Mutual exposure is all about shared opportunity. Much like a wise robot once said: See a need, fill a need. This is the nitty gritty (Dirt Band notwithstanding). Find an organization that has a mission you believe in and serve. That may be through active engagement (planting and maintaining a community garden, for instance) or teaching a class built around your skill set to the local YWCA. It can also involve grown up stuff like serving on BOARDS. I’m of the firm belief that I don’t like to bitch about something that I’m not willing to do something about. Thus, my time is spent with the best radio station in the universe, WDVX, and a life-altering after-school program, Community School of the Arts. I have learned an incredible amount and met people from all walks of life with different skills; and I’ve learned to appreciate those skills (especially the skills I don’t have…of which there are many). It’s also a great opportunity to step into someone else’s shoes and dig into issues that are waaaaay outside of your comfort zone.  

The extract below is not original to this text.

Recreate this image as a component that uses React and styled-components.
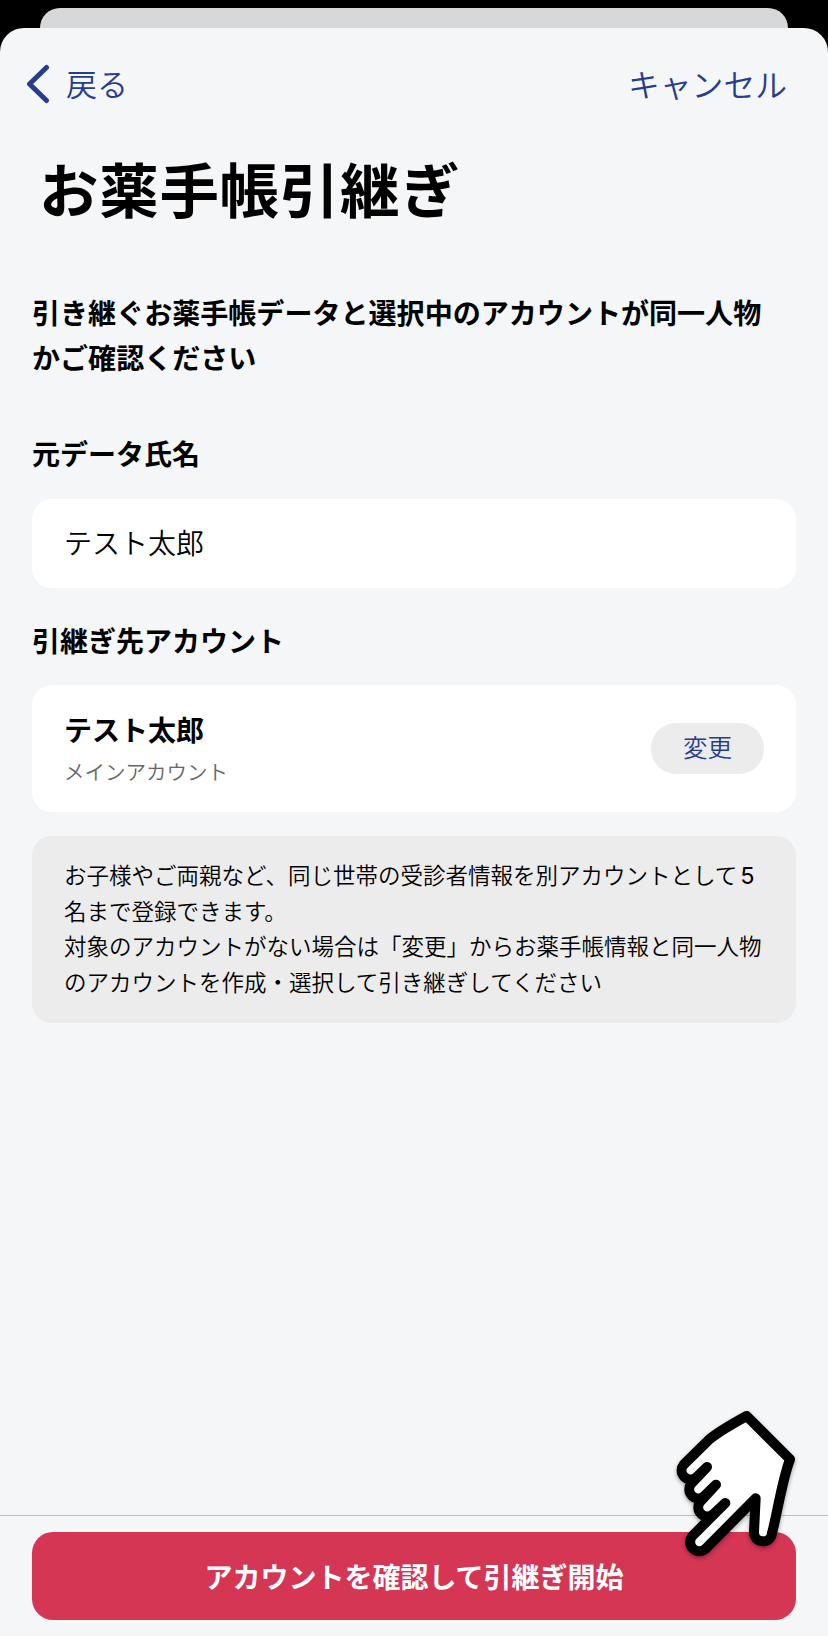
import styled, { createGlobalStyle } from "styled-components";

const Colours = {
  navy: "#263c8f",
  red: "#d43654",
  page: "#f4f6f8",
  grey: "#ececec",
};

const GlobalStyle = createGlobalStyle`
  * {
    box-sizing: border-box;
  }

  body {
    margin: 0;
    background: #000;
    font-family: "Noto Sans CJK JP", sans-serif;
    color: #000;
  }

  h1, h2, p {
    margin: 0;
  }

  button {
    border: 0;
    padding: 0;
    background: none;
    font-family: inherit;
  }
`;

const Screen = styled.div`
  position: relative;
  display: flex;
  flex-direction: column;
  width: 828px;
  height: 1636px;
  padding-top: 8px;
  overflow: hidden;
  background: #000;
`;

const BackSheet = styled.div`
  flex: none;
  height: 20px;
  margin: 0 40px;
  border-radius: 20px 20px 0 0;
  background: #d7d8d9;
`;

const Sheet = styled.main`
  flex: 1;
  display: flex;
  flex-direction: column;
  border-radius: 24px 24px 0 0;
  background: ${Colours.page};
`;

const NavBar = styled.header`
  display: flex;
  justify-content: space-between;
  align-items: center;
  height: 112px;
  padding: 0 41px 0 26px;
`;

const NavButton = styled.button`
  display: flex;
  align-items: center;
  gap: 16px;
  color: ${Colours.navy};
  font-size: ${(props) => props.$size}px;
  font-weight: 350;
  line-height: 44px;
`;

const NavText = styled.span`
  padding-bottom: 3px;
`;

const Title = styled.h1`
  height: 100px;
  padding-left: 39px;
  font-size: 59.5px;
  font-weight: 700;
  letter-spacing: 0.7px;
  line-height: 95px;
`;

const Content = styled.section`
  flex: 1;
  padding: 49px 32px 0;
`;

const Lead = styled.p`
  font-size: 28.05px;
  font-weight: 700;
  line-height: 45px;
  white-space: nowrap;
`;

const Label = styled.h2`
  margin-top: ${(props) => props.$gap}px;
  margin-bottom: ${(props) => props.$below}px;
  font-size: 28px;
  font-weight: 700;
  line-height: 40px;
`;

const Card = styled.div`
  display: flex;
  justify-content: space-between;
  align-items: center;
  height: ${(props) => props.$height}px;
  padding: 0 32px;
  border-radius: 20px;
  background: #fff;
`;

const Name = styled.p`
  padding-bottom: ${(props) => (props.$bold ? 0 : 4)}px;
  font-size: 28px;
  font-weight: ${(props) => (props.$bold ? 700 : 350)};
  line-height: 44px;
`;

const AccountType = styled.p`
  color: #666;
  font-size: 20.5px;
  font-weight: 350;
  line-height: 40px;
`;

const ChangeButton = styled.button`
  width: 113px;
  height: 51px;
  border-radius: 25px;
  background: ${Colours.grey};
  color: ${Colours.navy};
  font-size: 24.5px;
  font-weight: 350;
  line-height: 48px;
  padding-bottom: 3px;
`;

const Note = styled.div`
  height: 187px;
  margin-top: 24px;
  padding: 21px 32px;
  border-radius: 20px;
  background: ${Colours.grey};
  font-size: 22.5px;
  font-weight: 350;
  line-height: 35.6px;
  white-space: nowrap;
`;

const Digit = styled.span`
  margin-left: 3px;
  font-family: Inter, sans-serif;
  font-size: 23.5px;
  font-weight: 400;
  line-height: 1;
`;

const Footer = styled.footer`
  height: 121px;
  padding: 16px 32px;
  border-top: 1px solid #bcbebf;
`;

const StartButton = styled.button`
  display: block;
  width: 100%;
  height: 88px;
  border-radius: 21px;
  background: ${Colours.red};
  color: #fff;
  font-size: 28px;
  font-weight: 700;
  line-height: 88px;
`;

const Pointer = styled.svg`
  position: absolute;
  right: 0;
  bottom: 0;
  pointer-events: none;
  filter: drop-shadow(0 2px 2px rgba(0, 0, 0, 0.35));
`;

const BackIcon = () => (
  <svg width="24" height="40" viewBox="0 0 24 40" fill="none">
    <path
      d="M20.5 3.5 3.5 20l17 16.5"
      stroke={Colours.navy}
      strokeWidth="5"
      strokeLinecap="round"
      strokeLinejoin="round"
    />
  </svg>
);

const PointingHand = () => (
  <Pointer width="178" height="246" viewBox="0 0 534 738">
    <path
      d="M290 78 420 208C396 270 378 390 366 429A27 27 0 0 1 312 425L317 325 167.500 475.500A27.500 27.500 0 0 1 128.500 436.500L226 339 189 373A27 27 0 0 1 151 335L198 284 162 319A27 27 0 0 1 124 281L171 231 139 262A27 27 0 0 1 101 224L175 151Q204 125 290 78Z"
      fill="#fff"
      stroke="#000"
      strokeWidth="30"
      strokeLinecap="round"
      strokeLinejoin="round"
    />
  </Pointer>
);

const App = () => {
  return (
    <Screen>
      <GlobalStyle />
      <BackSheet />
      <Sheet>
        <NavBar>
          <NavButton $size={31}>
            <BackIcon />
            <NavText>戻る</NavText>
          </NavButton>
          <NavButton $size={31.8}>
            <NavText>キャンセル</NavText>
          </NavButton>
        </NavBar>
        <Title>お薬手帳引継ぎ</Title>

        <Content>
          <Lead>
            引き継ぐお薬手帳データと選択中のアカウントが同一人物
            <br />
            かご確認ください
          </Lead>

          <Label $gap={54} $below={26}>
            元データ氏名
          </Label>
          <Card $height={89}>
            <Name>テスト太郎</Name>
          </Card>

          <Label $gap={32} $below={25}>
            引継ぎ先アカウント
          </Label>
          <Card $height={127}>
            <div>
              <Name $bold>テスト太郎</Name>
              <AccountType>メインアカウント</AccountType>
            </div>
            <ChangeButton>変更</ChangeButton>
          </Card>

          <Note>
            <p>
              お子様やご両親など、同じ世帯の受診者情報を別アカウントとして
              <Digit>5</Digit>
              <br />
              名まで登録できます。
            </p>
            <p>
              対象のアカウントがない場合は「変更」からお薬手帳情報と同一人物
              <br />
              のアカウントを作成・選択して引き継ぎしてください
            </p>
          </Note>
        </Content>

        <Footer>
          <StartButton>アカウントを確認して引継ぎ開始</StartButton>
        </Footer>
      </Sheet>
      <PointingHand />
    </Screen>
  );
};

export default App;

Ambitious exposure can be the toughest to pursue, because this one can bring the most pleasure…but also has the potential for the most pain…AND has the potential to become mutual. This is the “putting yourself out there” kind of exposure that puts that imposter voice in your head to the test. All the paintings in your basement aren’t doing anyone any good, and all the best of intentions lay dormant without execution. If your fear is public speaking, then visit a Toastmasters meeting and conquer your fear. If  you have a service you’d like to offer, then talk to your best customers and ask them if it’s valuable. If you want to get in the habit of creating long-form original content, then jump in and do it every day for a month (or for 21 business days…at least.) Ambition isn’t a bad thing; it’s what gets you up early in the morning and keeps you hustling long after everyone else has gone home. It helps you pursue your dreams, whatever they may be. Knoxville’s “Urban Guy,” Alan Sims, and I had a great conversation about this on our all new podcast (which you can hear this Thursday!), and it turns out that the secret to success often looks like hard work and ambition…and getting up early. 

Ambition isn’t a bad thing; it’s what gets you up early in the morning and keeps you hustling long after everyone else has gone home.

One-sided exposure can be THE WORST. If you are a professional “creative” then you have been, and will be for the rest of your days, tempted with EXPOSURE (or what the AIGA calls out as “spec work.” This will be “great in your portfolio” is something you will hear forever. Go ahead and tattoo it backwards on your neck so you can see it every morning. We can all die of this kind of exposure, and much like frostbite, you can lose a finger. If you are presented with an opportunity for “exposure” of this kind, ask yourself two questions before you sign on the dotted line: #1. Do I believe in this organization? Please notice I said organization – maybe a worthy non-profit that fits your values and needs the right kind of help. That help can be a logo, a lawn mowed, or accounting advice, but it should be a cause you believe in. If it’s a business that is out to make a profit (we all know well that exposure doesn’t pay the electric bill) then the friendly exchange of dollar bills is how things should work…Which leads us to question #2: Can this be turned into mutual exposure? For instance, if you’re going to do work with a non-profit, learn who is on the board (or better yet, if you really dig the mission, join the board), and make sure they know the value (in literal dollar terms) of what you’re providing. More often than not, your contribution is appreciated and can serve as introduction to some really amazing people that are also willing to spend their time and resources on things that they believe in.

In a recent blog post (well worth reading the whole thing, btw), design world legend and personal hero, Debbie Millman had something to say that really stuck with me: “I believe that the act of being courageous—taking that first step—is much more critical to a successful outcome than the notion of feeling confident while engaged in the process. Courage requires faith in your ability before you experience any repeated success. Chances are, from the designer to the juggler, to the lawyer, we all look around and feel like imposters some of the time. So, lets muster up the courage to fight back and “expose ourselves” to new ideas, new experiences, and new adventures. Is there something that you’re not doing that you KNOW you should? Lemme know, and we’ll talk about it in an upcoming post or podcast. Until then, don’t keep yourself a secret, stay open to new ideas, and focus on what kind of positive contribution you can make.